Comparable shortcomings and lack of progress in finding workable governance structures also typified other EU policies. Some areas – such as the management of EMU – have continued to suffer from politicised reporting, lack of transparency regarding the decisions taken within the Commission, and continued complaints about lack of ownership for reforms on the part of the member states (Gros and Schout 2023).

In other policy areas deep-seated problems were addressed and profound changes were implemented. Successful areas include the creation of a market for medicines, the opening-up of national aviation markets, European competition policy, monitoring the state of the environment in member states, and food safety. Compared to cohesion policy, these areas were no less technically complex, nor of less economic or political importance. The field of air safety was dominated by national carriers (economic giants and, like KLM, Lufthansa and AirFrance: protected national flagships). Food safety was especially sensitive given the many health and economic consequences, and frictions related to national traditions (from the use of fertilisers to quality standards of sausages and cheese). Food safety in the EU even resulted in major crises such as the BSE crisis. After profound reforms of food safety standards and network-based inspections, the high quality of EU food standards is now the basis of a successful European food industry with competitive advantages in global trade.[34]

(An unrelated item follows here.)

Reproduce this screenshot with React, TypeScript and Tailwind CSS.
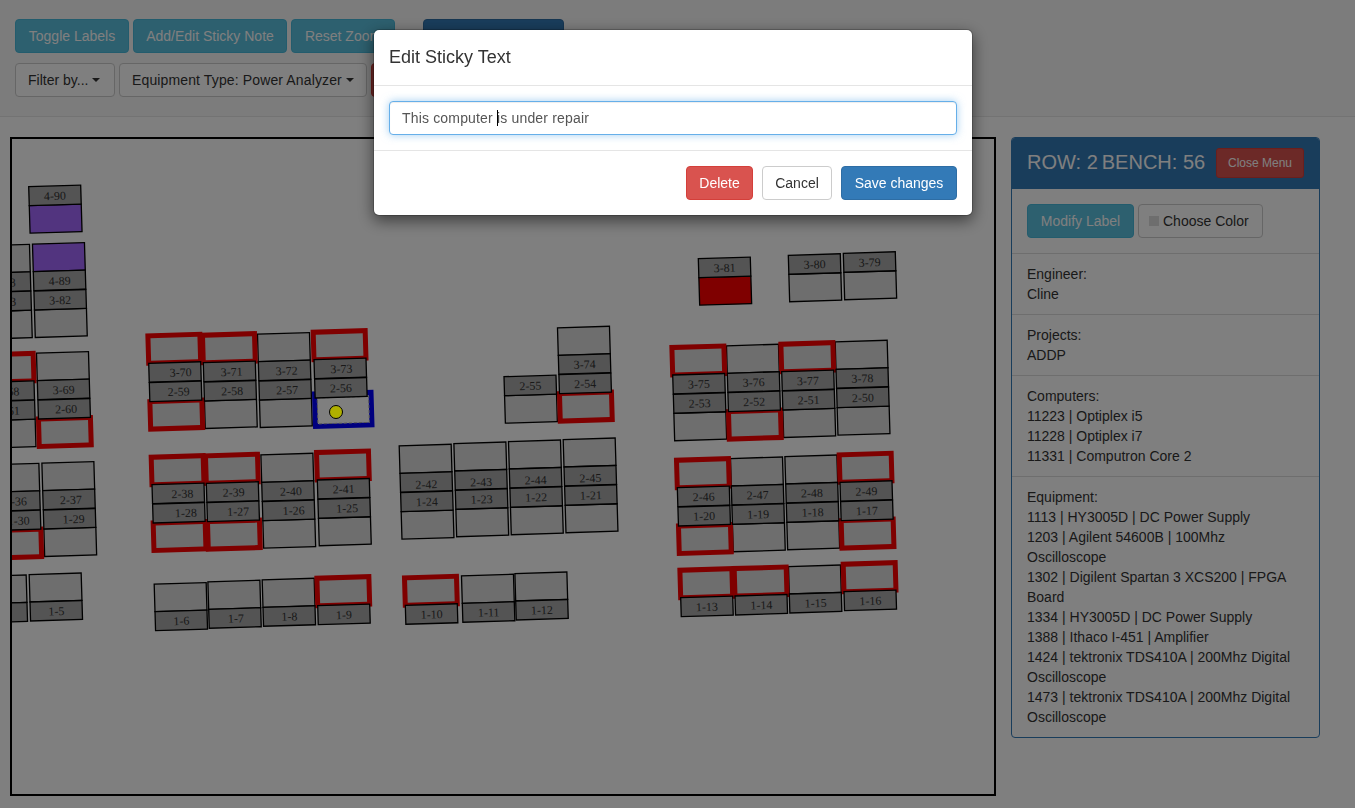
const btn = 'inline-flex items-center justify-center h-[34px] border rounded text-sm leading-5 whitespace-pre'
const info = btn + ' bg-[#5bc0de] border-[#46b8da] text-white'
const plain = btn + ' bg-white border-[#ccc] text-[#333]'

type Fill = 'plain' | 'red' | 'blue' | 'purple' | 'solid'
type Half = [string, Fill, number?]

// origin of the top label, then the two benches sharing it
const pairs: [number, number, Half, Half][] = [
  [148.7, 363.3, ['3-70', 'red', 5.6], ['2-59', 'red', 3]],
  [203.3, 362.7, ['3-71', 'red', 2], ['2-58', 'plain', 2]],
  [258.3, 361.7, ['3-72', 'plain', 2], ['2-57', 'plain', 2]],
  [314, 359.7, ['3-73', 'red', 1], ['2-56', 'blue', 0]],
  [37.3, 380.7, ['3-69', 'plain', 0], ['2-60', 'red', 2]],
  [-18, 382.4, ['3-68', 'red', 0], ['2-61', 'plain', 0]],
  [33.3, 271.7, ['4-89', 'purple', 0], ['3-82', 'plain', 0]],
  [-21.7, 273.4, ['4-88', 'plain', 0], ['3-83', 'plain', 0]],
  [42.7, 490.7, ['2-37', 'plain', 2], ['1-29', 'plain', 4]],
  [-12.3, 492.4, ['2-36', 'plain', 2], ['1-30', 'red', 4]],
  [152, 484.7, ['2-38', 'red', 4], ['1-28', 'red', 7]],
  [206.3, 483.3, ['2-39', 'red', 1], ['1-27', 'red', 5]],
  [261.7, 482.3, ['2-40', 'plain', 3], ['1-26', 'plain', 5]],
  [317.3, 480, ['2-41', 'red', 0], ['1-25', 'plain', 3]],
  [558.3, 355.3, ['3-74', 'plain', 0], ['2-54', 'red', 0]],
  [400, 473.3, ['2-42', 'plain', 0], ['1-24', 'plain', 0]],
  [454.7, 471, ['2-43', 'plain', 0], ['1-23', 'plain', 0]],
  [509.3, 469, ['2-44', 'plain', 0], ['1-22', 'plain', 0]],
  [564, 467, ['2-45', 'plain', 0], ['1-21', 'plain', 0]],
  [672.7, 375, ['3-75', 'red', 0], ['2-53', 'plain', 0]],
  [727.3, 373.3, ['3-76', 'plain', 0], ['2-52', 'red', 0]],
  [781.7, 371.7, ['3-77', 'red', 0], ['2-51', 'plain', 0]],
  [836, 369.3, ['3-78', 'plain', 0], ['2-50', 'plain', 0]],
  [677.3, 487.7, ['2-46', 'red', 0], ['1-20', 'red', 0]],
  [731.3, 486, ['2-47', 'plain', 0], ['1-19', 'plain', 0]],
  [785.7, 484, ['2-48', 'plain', 0], ['1-18', 'plain', 0]],
  [840, 482.3, ['2-49', 'red', 0], ['1-17', 'red', 0]],
]

// body above the label
const ups: [number, number, string, Fill, number?][] = [
  [-25, 604, '1-4', 'plain'],
  [30, 602, '1-5', 'plain'],
  [155, 611.7, '1-6', 'plain'],
  [208.7, 609.3, '1-7', 'plain', 1],
  [263, 607.3, '1-8', 'plain'],
  [317.7, 605.7, '1-9', 'red'],
  [405.3, 605.3, '1-10', 'red'],
  [462.3, 603.3, '1-11', 'plain'],
  [515.7, 601, '1-12', 'plain'],
  [680.7, 597.7, '1-13', 'red'],
  [735, 596, '1-14', 'red'],
  [789.3, 594, '1-15', 'plain'],
  [844, 591.7, '1-16', 'red'],
]

// label above the body
const downs: [number, number, string, Fill, number?][] = [
  [28.7, 186.7, '4-90', 'purple'],
  [504, 376.7, '2-55', 'plain'],
  [698.3, 258.7, '3-81', 'solid'],
  [788.3, 255.3, '3-80', 'plain'],
  [843.3, 253.3, '3-79', 'plain'],
]

type Bench = { x: number; y: number; label: string; fill: Fill; dx: number; up: boolean }

const benches: Bench[] = [
  ...pairs.flatMap(([x, y, a, b]) => [
    { x, y, label: a[0], fill: a[1], dx: a[2] ?? 0, up: true },
    { x: x + 0.6, y: y + 19.3, label: b[0], fill: b[1], dx: b[2] ?? 0, up: false },
  ]),
  ...ups.map(([x, y, label, fill, dx]) => ({ x, y, label, fill, dx: dx ?? 0, up: true })),
  ...downs.map(([x, y, label, fill, dx]) => ({ x, y, label, fill, dx: dx ?? 0, up: false })),
]

const W = 52
const LH = 19
const BH = 27.5
const tilt = (b: Bench) => `rotate(-1.7 ${b.x} ${b.y}) translate(${b.x} ${b.y})`

function BodyRect({ b }: { b: Bench }) {
  const y = b.up ? -BH : LH
  if (b.fill === 'red') {
    return <rect x={0} y={y} width={W} height={BH} fill="#dcdcdc" stroke="#f00" strokeWidth={5} />
  }
  if (b.fill === 'blue') {
    return (
      <g>
        <rect x={-0.5} y={y - 4} width={56.5} height={BH + 5} fill="#fff" stroke="#00f" strokeWidth={5} />
        <rect x={2} y={y} width={51.5} height={BH - 1.5} fill="none" stroke="#aaa" strokeDasharray="3 2" />
      </g>
    )
  }
  const color = b.fill === 'purple' ? '#a568ff' : b.fill === 'solid' ? '#f00' : '#dcdcdc'
  return <rect x={0} y={y} width={W} height={BH} fill={color} stroke="#000" strokeWidth={1.3} />
}

function FloorPlan() {
  const isFrame = (b: Bench) => b.fill === 'red' || b.fill === 'blue'
  return (
    <svg width={982} height={655} viewBox="12 139 982 655" className="block">
      {[...benches.filter((b) => !isFrame(b)), ...benches.filter(isFrame)].map((b) => (
        <g key={b.label} transform={tilt(b)}>
          <BodyRect b={b} />
        </g>
      ))}
      {benches.map((b) => (
        <g key={b.label} transform={tilt(b)}>
          <rect x={0} y={0} width={W} height={LH} fill="#a8a8a8" stroke="#000" strokeWidth={1.3} />
          <text
            x={W / 2 + b.dx}
            y={/^(2-4[2-5])$/.test(b.label) ? 16 : 14}
            textAnchor="middle"
            fontSize={12}
            fontFamily="'Liberation Serif', serif"
            fill="#333"
          >
            {b.label}
          </text>
        </g>
      ))}
    </svg>
  )
}

function Caret() {
  return <span className="inline-block w-0 h-0 ml-[4px] border-x-4 border-x-transparent border-t-4 border-t-current" />
}

function Section({ lines }: { lines: string[] }) {
  return (
    <div className="border-t border-[#ddd] px-[15px] py-[10px] text-sm leading-5 text-[#333]">
      {lines.map((line) => (
        <div key={line}>{line}</div>
      ))}
    </div>
  )
}

export default function App() {
  return (
    <div className="relative h-[808px] overflow-hidden bg-white font-['Liberation_Sans',Arial,sans-serif]">
      {/* Toolbar */}
      <div className="h-[117px] bg-[#f8f8f8] border-b border-[#e7e7e7] px-[15px] pt-[19px]">
        <div className="flex gap-1">
          <button className={info + ' w-[114px]'}>Toggle Labels</button>
          <button className={info + ' w-[154px]'}>Add/Edit Sticky Note</button>
          <button className={info + ' w-[104px]'}>Reset Zoom</button>
          <button className={btn + ' ml-[24px] w-[141px] bg-[#337ab7] border-[#2e6da4]'} />
        </div>
        <div className="flex gap-1 mt-[10px]">
          <button className={plain + ' w-[100px] !justify-start pl-3'}>
            Filter by...
            <Caret />
          </button>
          <button className={plain + ' w-[248px] !justify-start pl-3 tracking-[0.13px]'}>
            Equipment Type: Power Analyzer
            <Caret />
          </button>
          <button className={btn + ' w-[90px] bg-[#d9534f] border-[#d43f3a]'} />
        </div>
      </div>

      {/* Floor plan + details */}
      <div className="flex items-start pl-[10px] pt-[20px]">
        <div className="w-[986px] h-[659px] border-2 border-black overflow-hidden">
          <FloorPlan />
        </div>

        <div className="w-[309px] ml-[15px] border border-[#337ab7] rounded overflow-hidden">
          <div className="h-[51px] bg-[#337ab7] flex items-start justify-between pt-[10px] pl-[15px] pr-[15px] text-white">
            <span className="text-[20px] leading-[29px]">
              <span className="mr-[4px]">ROW: 2</span>BENCH: 56
            </span>
            <button className="w-[88px] h-[30px] border border-[#d43f3a] rounded-[3px] bg-[#d9534f] text-xs text-white">
              Close Menu
            </button>
          </div>
          <div className="flex gap-1 p-[15px]">
            <button className={info + ' w-[107px]'}>Modify Label</button>
            <button className={plain + ' w-[125px] !justify-start px-[10px]'}>
              <span className="w-[10px] h-[10px] mr-1 bg-[#dcdcdc]" />
              Choose Color
            </button>
          </div>
          <Section lines={['Engineer:', 'Cline']} />
          <Section lines={['Projects:', 'ADDP']} />
          <Section lines={['Computers:', '11223 | Optiplex i5', '11228 | Optiplex i7', '11331 | Computron Core 2']} />
          <Section
            lines={[
              'Equipment:',
              '1113 | HY3005D | DC Power Supply',
              '1203 | Agilent 54600B | 100Mhz Oscilloscope',
              '1302 | Digilent Spartan 3 XCS200 | FPGA Board',
              '1334 | HY3005D | DC Power Supply',
              '1388 | Ithaco I-451 | Amplifier',
              '1424 | tektronix TDS410A | 200Mhz Digital Oscilloscope',
              '1473 | tektronix TDS410A | 200Mhz Digital Oscilloscope',
            ]}
          />
        </div>
      </div>

      {/* Modal */}
      <div className="fixed inset-0 bg-[rgba(0,0,0,0.5)]">
        {/* marker on bench 2-56 */}
        <span className="absolute left-[328.5px] top-[404.5px] w-[14px] h-[14px] rounded-full border-[1.5px] border-black bg-[#b0b000]" />
        <div className="ml-[373px] mt-[29px] w-[600px] rounded-md border border-black/20 bg-white bg-clip-padding shadow-[0_5px_15px_rgba(0,0,0,0.5)]">
          <div className="p-[15px] border-b border-[#e5e5e5] text-[18px] leading-[25px] text-[#333]">Edit Sticky Text</div>
          <div className="p-[15px]">
            <div className="relative">
              <input
                readOnly
                value="This computer is under repair"
                className="block w-full h-[34px] px-3 border border-[#66afe9] rounded bg-white text-sm tracking-[0.17px] text-[#555] outline-none shadow-[inset_0_1px_1px_rgba(0,0,0,0.075),0_0_8px_rgba(102,175,233,0.6)]"
              />
              <span className="absolute left-[108px] top-[9px] w-px h-4 bg-black" />
            </div>
          </div>
          <div className="flex justify-end gap-[9px] p-[15px] border-t border-[#e5e5e5]">
            <button className={btn + ' w-[67px] bg-[#d9534f] border-[#d43f3a] text-white'}>Delete</button>
            <button className={plain + ' w-[70px]'}>Cancel</button>
            <button className={btn + ' w-[116px] bg-[#337ab7] border-[#2e6da4] text-white'}>Save changes</button>
          </div>
        </div>
      </div>
    </div>
  )
}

What these areas have in common is that they are governed on the basis of subsidiarity-based networks with independent EU agencies at their core. The EU agencies have been kept relatively small and work on the basis of permanent structured cooperation within the networks of independent national agencies. Whereas networks in cohesion are informal and rely on soft coordination, these networks are well organised and share in rule-making, inspections and reporting. Supervision is governed through team-based auditing of each other’s qualities and work, reports are written using capacities from within the network so that knowledge is accumulated collectively, and reports are generally publicly available. Follow-up from evaluations is facilitated by a common professional culture and the clarity for member states that inspection reports will be public. As a result, member states have incentives to take actions before reports are made public. The experts in the networks collectively formulate their operating rules (‘integrative bargaining’) instead of rules being hierarchically formulated in political negotiations in comitology committees. The rules concern for example methodologies for data gathering and processing, procedures for doing on-site visits, transparency of information, and follow-up procedures.

These networks also affect the ways in which the Commission works. Data gathering and analysis of trends are put at arms-length. Reports from the agencies are generally publicly available putting the Commission in the position of ‘comply-or-explain'. Evidently, the Commission is responsible for taking actions when member states fail to deliver. If the reports from the network signal sustained problems in a member state, the Commission will have to explain why not more pressure is exerted. The Commission still has room for maneuver, but it will be more transparent on what basis the Commission takes its decisions.

An explanation for why EU governance was redirected towards subsidiarity-based multilevel governance is that these policy areas had run into crisis situations. Liberalisation of air traffic implied that the traditional state-dominated national carriers had to be replaced by independent aviation authorities certifying and controlling planes, airports, and maintenance systems. The European food safety agency was created after several food crises (BSE, chicken dioxin). The European environment agency was needed because national environmental monitoring systems differed in major ways, and there was no basis with the system that existed to pursue a viable European environment policy. Enlargement forced a drastic reform including the creation and involvement of national environmental agencies.

The question now is to what extent further Eastward enlargement, the incorporation of the financial needs of Ukraine, and the new demands on EU finances due to changes in the EU’s strategic priorities, will act as a crisis to reform cohesion policy and its governance.

For literature references on the development of these areas, see Schout (2021).